From the entries below, say how many lines carry the word "this", and give nothing but the number.

* _INFORMATION SHOWN_

▼

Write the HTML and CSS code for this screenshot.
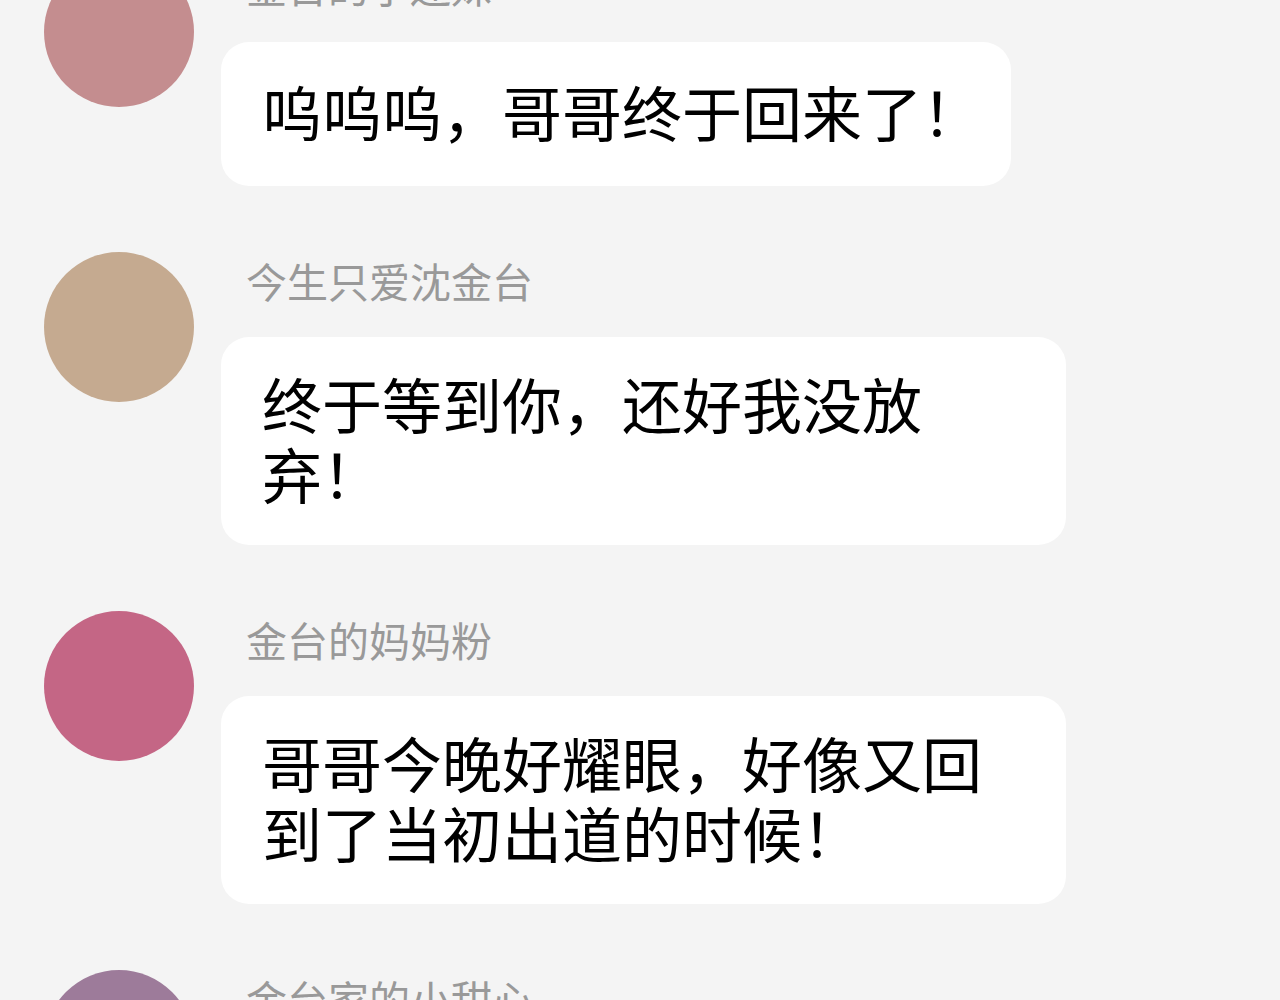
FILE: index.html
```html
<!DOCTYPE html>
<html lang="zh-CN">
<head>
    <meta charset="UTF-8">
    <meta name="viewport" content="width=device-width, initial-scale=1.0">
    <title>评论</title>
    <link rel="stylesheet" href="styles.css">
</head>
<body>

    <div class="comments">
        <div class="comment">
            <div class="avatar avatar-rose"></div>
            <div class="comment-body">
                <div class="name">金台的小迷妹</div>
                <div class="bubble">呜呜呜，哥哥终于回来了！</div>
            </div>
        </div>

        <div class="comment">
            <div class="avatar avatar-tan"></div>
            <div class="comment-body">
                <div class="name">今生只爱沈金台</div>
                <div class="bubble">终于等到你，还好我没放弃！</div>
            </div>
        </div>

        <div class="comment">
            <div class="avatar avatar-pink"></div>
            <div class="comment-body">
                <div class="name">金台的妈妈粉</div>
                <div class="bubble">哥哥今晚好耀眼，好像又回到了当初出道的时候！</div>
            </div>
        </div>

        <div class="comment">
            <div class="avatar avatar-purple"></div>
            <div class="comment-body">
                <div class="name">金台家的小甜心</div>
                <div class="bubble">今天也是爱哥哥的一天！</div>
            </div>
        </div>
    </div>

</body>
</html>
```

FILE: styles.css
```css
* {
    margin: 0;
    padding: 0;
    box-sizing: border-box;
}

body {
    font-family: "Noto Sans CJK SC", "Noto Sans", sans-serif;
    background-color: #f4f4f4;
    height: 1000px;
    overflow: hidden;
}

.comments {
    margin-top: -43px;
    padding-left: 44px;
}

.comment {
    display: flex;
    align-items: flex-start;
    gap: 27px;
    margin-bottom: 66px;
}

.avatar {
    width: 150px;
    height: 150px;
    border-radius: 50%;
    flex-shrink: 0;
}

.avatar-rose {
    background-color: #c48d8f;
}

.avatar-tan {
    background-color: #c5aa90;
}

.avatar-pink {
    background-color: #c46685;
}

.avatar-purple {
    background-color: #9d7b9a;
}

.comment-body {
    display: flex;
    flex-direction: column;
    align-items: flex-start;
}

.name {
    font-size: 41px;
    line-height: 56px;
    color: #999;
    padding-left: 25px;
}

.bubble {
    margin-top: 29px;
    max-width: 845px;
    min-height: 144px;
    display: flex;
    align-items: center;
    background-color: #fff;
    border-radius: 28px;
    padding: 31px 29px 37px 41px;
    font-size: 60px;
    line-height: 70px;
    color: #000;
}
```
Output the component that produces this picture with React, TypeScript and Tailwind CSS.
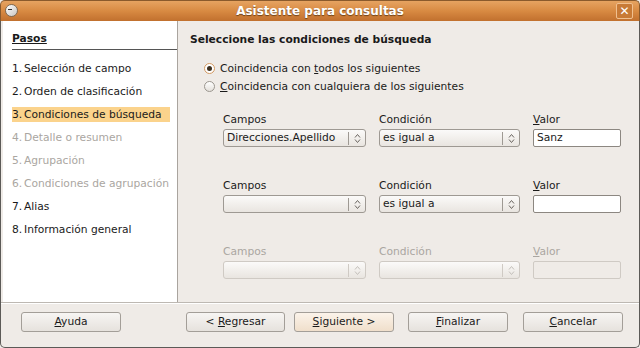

▲

* _FINISHED EXERCISE_
2